→ Your instructions: In the listing below, how many lines contain the word "components"? Please respond with the number only.

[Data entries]
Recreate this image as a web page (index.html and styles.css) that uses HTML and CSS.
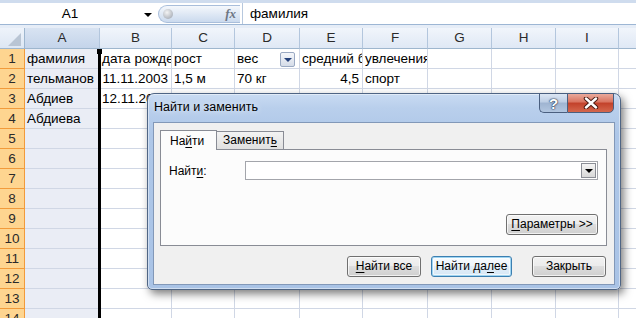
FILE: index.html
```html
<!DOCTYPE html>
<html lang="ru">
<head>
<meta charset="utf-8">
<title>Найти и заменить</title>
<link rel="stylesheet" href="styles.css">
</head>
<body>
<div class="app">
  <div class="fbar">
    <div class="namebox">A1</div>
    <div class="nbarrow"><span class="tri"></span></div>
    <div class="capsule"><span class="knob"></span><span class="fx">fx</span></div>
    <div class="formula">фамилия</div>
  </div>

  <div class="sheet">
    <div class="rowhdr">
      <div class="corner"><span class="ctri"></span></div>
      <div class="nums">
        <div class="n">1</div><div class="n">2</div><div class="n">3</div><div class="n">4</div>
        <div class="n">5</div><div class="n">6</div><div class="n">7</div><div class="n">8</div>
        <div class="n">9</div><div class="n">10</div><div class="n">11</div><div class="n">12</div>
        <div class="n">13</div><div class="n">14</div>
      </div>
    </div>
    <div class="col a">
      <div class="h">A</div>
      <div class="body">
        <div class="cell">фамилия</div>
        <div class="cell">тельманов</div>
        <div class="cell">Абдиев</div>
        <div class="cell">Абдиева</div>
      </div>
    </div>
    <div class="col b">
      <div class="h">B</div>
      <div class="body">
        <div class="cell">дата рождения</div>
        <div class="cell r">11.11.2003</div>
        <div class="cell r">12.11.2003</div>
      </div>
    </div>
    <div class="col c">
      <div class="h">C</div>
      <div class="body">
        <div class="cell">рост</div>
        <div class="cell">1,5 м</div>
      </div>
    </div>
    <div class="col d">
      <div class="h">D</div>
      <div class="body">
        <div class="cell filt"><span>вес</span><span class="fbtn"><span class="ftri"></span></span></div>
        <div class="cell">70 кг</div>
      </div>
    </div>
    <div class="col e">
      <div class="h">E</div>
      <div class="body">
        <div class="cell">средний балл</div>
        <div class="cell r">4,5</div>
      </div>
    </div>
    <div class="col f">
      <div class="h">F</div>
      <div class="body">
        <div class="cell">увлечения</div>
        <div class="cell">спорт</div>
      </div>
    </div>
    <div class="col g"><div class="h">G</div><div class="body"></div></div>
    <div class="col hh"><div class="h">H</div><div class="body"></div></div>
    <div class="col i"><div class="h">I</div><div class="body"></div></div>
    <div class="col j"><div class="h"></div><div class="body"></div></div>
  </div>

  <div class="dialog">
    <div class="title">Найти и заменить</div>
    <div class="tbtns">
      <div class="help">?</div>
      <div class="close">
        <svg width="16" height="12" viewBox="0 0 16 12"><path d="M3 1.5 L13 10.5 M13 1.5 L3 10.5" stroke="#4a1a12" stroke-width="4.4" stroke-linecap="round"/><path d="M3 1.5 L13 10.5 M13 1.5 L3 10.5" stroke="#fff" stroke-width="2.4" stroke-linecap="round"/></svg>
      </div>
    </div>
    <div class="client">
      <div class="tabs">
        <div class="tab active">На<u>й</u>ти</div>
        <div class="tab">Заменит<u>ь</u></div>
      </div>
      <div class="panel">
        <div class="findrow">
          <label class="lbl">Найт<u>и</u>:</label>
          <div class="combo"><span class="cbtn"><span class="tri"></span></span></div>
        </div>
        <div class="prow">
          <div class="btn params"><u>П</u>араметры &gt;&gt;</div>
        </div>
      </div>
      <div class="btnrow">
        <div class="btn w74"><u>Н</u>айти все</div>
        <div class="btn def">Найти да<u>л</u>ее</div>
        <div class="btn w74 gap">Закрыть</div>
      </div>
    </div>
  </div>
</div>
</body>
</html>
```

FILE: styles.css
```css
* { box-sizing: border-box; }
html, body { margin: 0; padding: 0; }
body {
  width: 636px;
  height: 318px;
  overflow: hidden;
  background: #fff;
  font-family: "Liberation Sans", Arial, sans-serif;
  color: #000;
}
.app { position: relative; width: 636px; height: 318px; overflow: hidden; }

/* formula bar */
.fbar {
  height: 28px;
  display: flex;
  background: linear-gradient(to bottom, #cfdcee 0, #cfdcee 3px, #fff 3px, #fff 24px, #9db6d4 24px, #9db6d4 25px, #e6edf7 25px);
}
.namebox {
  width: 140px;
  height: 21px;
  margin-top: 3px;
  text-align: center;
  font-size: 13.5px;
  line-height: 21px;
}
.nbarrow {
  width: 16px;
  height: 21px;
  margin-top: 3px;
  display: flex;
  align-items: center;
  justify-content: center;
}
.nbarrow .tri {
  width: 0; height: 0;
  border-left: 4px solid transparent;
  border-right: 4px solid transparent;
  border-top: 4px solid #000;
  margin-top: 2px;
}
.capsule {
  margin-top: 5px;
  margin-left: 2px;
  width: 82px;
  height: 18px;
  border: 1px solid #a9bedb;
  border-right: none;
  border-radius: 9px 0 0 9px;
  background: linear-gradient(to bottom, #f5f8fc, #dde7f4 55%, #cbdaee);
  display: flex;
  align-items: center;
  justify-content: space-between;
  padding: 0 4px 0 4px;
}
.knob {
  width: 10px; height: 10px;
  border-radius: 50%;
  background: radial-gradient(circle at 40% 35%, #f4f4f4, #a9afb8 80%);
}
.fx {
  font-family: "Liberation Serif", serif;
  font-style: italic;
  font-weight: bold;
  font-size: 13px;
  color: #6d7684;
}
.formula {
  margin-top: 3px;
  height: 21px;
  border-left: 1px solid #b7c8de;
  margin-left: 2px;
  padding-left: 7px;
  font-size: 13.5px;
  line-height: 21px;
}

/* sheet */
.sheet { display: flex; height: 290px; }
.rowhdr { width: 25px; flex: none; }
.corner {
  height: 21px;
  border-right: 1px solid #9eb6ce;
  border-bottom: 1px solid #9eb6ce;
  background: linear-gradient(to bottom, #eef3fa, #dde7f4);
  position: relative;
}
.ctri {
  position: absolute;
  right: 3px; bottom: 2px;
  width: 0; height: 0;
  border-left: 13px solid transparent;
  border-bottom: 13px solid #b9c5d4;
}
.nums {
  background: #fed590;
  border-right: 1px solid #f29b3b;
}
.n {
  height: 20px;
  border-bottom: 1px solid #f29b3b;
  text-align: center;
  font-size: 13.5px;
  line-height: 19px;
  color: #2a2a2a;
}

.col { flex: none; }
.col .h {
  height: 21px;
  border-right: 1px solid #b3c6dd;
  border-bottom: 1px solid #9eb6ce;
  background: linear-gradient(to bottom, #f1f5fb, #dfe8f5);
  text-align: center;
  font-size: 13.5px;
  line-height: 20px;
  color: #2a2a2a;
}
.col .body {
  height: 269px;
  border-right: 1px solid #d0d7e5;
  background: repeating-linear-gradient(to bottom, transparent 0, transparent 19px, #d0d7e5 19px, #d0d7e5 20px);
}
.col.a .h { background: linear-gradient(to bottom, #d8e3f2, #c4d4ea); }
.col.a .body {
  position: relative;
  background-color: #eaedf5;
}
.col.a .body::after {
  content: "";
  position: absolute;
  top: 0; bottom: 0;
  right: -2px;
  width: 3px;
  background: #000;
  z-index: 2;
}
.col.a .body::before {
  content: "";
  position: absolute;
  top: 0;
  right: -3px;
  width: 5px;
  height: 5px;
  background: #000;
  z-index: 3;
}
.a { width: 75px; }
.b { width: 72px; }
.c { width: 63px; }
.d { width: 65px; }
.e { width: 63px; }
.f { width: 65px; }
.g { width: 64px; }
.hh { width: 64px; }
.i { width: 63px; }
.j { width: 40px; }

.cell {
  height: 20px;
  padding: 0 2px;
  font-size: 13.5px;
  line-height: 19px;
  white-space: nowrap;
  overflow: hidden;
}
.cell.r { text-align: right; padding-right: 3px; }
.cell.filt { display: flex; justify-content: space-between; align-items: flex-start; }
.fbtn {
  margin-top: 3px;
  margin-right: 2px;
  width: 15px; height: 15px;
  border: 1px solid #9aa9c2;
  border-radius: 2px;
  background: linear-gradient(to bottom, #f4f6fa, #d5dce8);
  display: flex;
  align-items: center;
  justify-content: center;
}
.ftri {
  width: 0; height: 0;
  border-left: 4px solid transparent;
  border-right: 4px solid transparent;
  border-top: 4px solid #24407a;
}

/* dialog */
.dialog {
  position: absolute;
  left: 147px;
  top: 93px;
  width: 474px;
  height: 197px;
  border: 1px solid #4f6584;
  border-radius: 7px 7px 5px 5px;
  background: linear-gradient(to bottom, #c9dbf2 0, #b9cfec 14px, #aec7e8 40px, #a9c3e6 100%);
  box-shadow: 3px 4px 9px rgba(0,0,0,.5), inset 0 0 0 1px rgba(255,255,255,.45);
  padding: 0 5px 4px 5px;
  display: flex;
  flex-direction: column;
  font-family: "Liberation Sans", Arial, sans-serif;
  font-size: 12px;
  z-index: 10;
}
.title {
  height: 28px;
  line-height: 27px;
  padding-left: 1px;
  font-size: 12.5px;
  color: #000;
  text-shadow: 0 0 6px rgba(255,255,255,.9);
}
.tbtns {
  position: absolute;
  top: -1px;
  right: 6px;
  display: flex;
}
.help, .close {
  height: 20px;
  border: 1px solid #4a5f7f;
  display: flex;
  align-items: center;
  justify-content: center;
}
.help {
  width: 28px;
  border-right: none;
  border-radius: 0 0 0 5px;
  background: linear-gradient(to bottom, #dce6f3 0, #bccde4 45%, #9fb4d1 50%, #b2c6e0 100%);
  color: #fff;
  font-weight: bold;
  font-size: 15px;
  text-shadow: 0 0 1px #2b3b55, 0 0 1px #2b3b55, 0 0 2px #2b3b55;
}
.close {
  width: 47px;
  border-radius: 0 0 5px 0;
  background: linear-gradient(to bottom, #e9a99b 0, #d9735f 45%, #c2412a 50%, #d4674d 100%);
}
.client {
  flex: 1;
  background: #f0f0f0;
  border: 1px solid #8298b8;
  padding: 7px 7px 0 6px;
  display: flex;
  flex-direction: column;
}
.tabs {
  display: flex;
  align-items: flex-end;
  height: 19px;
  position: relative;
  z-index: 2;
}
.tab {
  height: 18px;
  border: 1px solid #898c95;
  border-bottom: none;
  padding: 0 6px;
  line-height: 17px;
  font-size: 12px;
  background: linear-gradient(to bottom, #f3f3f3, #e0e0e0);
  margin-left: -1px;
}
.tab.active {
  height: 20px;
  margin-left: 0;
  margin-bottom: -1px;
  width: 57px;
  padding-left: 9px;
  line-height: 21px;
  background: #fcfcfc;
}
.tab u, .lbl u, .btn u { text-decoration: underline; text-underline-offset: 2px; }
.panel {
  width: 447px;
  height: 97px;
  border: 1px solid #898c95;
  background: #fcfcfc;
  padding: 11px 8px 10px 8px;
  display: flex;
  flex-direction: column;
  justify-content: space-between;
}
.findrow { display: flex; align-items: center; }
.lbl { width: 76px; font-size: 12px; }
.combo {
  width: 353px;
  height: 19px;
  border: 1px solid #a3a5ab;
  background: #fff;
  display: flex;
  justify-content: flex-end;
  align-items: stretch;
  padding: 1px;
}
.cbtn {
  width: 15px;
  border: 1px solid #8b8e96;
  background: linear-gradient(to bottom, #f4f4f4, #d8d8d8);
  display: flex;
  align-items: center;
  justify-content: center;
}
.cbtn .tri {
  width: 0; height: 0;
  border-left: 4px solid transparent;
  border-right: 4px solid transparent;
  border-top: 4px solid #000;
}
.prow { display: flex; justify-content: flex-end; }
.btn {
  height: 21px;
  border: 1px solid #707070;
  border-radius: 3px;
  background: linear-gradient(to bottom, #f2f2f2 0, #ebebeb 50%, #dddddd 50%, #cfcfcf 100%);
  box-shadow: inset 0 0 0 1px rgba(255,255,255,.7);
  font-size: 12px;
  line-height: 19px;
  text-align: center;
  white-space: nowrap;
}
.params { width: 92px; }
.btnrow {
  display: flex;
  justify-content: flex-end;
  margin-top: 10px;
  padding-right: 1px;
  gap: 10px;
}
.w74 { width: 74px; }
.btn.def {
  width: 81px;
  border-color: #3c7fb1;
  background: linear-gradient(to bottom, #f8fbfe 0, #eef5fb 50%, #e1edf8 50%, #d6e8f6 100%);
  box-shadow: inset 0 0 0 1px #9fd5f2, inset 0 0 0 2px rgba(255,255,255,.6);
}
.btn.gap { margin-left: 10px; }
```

==

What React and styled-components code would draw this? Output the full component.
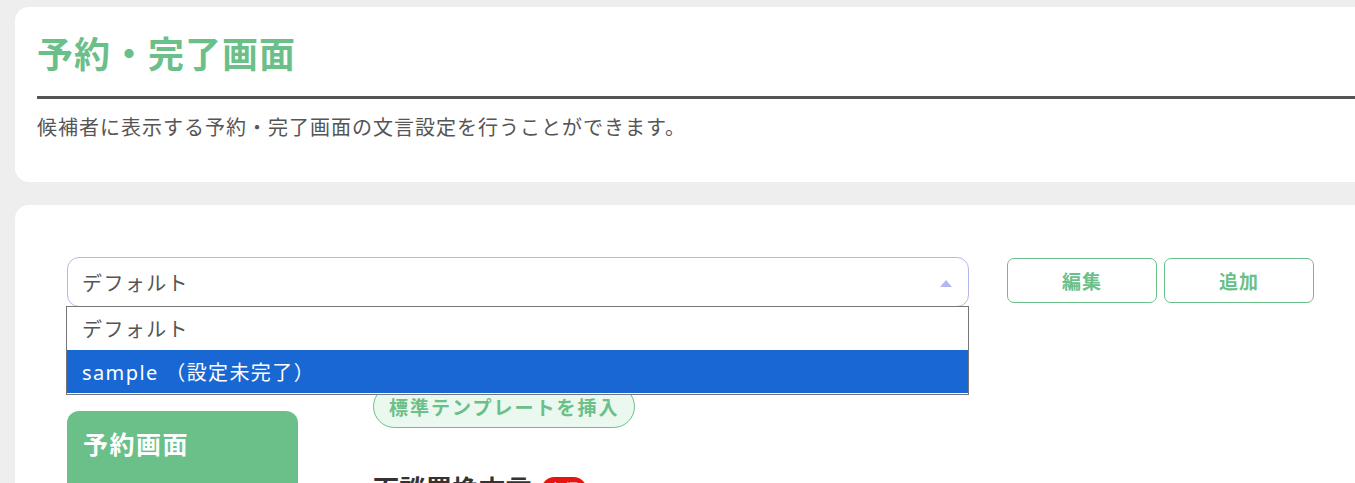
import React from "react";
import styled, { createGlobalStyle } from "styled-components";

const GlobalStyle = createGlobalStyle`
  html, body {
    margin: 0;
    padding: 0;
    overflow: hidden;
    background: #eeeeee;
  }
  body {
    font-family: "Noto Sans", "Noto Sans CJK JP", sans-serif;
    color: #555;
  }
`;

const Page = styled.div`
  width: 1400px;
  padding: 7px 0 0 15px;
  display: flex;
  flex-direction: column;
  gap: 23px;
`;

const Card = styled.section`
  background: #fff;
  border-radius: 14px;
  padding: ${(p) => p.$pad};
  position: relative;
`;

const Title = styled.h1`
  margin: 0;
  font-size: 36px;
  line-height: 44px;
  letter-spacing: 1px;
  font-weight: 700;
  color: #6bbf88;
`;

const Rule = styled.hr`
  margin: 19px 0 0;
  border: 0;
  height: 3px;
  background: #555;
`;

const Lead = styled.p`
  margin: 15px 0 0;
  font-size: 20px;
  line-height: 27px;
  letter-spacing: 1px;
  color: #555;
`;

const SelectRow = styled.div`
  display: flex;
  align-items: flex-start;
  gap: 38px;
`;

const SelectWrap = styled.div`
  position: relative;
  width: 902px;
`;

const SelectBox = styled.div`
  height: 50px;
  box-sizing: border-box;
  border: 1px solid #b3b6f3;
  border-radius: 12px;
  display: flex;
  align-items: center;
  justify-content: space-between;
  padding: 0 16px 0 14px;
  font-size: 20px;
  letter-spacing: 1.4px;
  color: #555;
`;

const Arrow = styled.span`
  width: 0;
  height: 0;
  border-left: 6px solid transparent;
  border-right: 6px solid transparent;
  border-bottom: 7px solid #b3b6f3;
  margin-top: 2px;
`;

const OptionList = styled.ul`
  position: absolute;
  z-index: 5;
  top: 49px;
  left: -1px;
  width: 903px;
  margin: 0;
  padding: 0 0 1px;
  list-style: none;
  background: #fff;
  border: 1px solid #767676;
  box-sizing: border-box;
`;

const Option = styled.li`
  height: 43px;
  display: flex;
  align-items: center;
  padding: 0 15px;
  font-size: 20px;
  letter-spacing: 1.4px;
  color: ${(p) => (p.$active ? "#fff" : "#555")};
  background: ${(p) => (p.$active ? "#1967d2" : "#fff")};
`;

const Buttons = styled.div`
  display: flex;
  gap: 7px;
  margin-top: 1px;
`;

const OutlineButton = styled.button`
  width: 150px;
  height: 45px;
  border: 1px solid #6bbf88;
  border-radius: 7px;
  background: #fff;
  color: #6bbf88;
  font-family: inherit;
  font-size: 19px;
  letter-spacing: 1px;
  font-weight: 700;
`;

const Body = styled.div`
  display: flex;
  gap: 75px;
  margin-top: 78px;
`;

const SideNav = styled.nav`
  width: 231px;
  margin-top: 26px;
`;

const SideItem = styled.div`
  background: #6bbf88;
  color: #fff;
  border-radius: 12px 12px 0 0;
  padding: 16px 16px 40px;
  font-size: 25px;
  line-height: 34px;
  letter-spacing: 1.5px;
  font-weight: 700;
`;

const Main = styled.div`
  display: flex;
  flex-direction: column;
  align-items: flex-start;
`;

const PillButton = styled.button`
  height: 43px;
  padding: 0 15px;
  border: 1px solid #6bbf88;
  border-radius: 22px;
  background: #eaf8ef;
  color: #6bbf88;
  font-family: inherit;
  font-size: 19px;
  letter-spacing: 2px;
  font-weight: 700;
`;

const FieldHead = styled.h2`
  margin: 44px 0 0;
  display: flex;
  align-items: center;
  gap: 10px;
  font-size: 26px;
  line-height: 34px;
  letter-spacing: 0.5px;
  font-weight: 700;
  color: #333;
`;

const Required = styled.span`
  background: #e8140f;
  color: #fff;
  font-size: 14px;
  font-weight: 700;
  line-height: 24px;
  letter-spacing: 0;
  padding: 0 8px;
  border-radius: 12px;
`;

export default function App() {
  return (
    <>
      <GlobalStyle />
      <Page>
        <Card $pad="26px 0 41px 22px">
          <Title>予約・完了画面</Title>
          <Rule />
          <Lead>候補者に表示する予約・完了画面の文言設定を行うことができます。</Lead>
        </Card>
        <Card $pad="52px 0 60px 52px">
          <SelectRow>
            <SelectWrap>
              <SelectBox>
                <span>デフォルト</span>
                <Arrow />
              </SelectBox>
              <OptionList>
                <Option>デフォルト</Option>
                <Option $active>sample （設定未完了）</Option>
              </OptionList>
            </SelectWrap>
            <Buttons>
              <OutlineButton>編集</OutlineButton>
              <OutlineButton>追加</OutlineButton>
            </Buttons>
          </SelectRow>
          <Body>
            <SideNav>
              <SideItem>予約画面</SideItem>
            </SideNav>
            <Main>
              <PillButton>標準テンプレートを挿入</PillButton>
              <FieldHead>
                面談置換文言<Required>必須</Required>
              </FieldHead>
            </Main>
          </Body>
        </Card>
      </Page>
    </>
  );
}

→ Task output: 2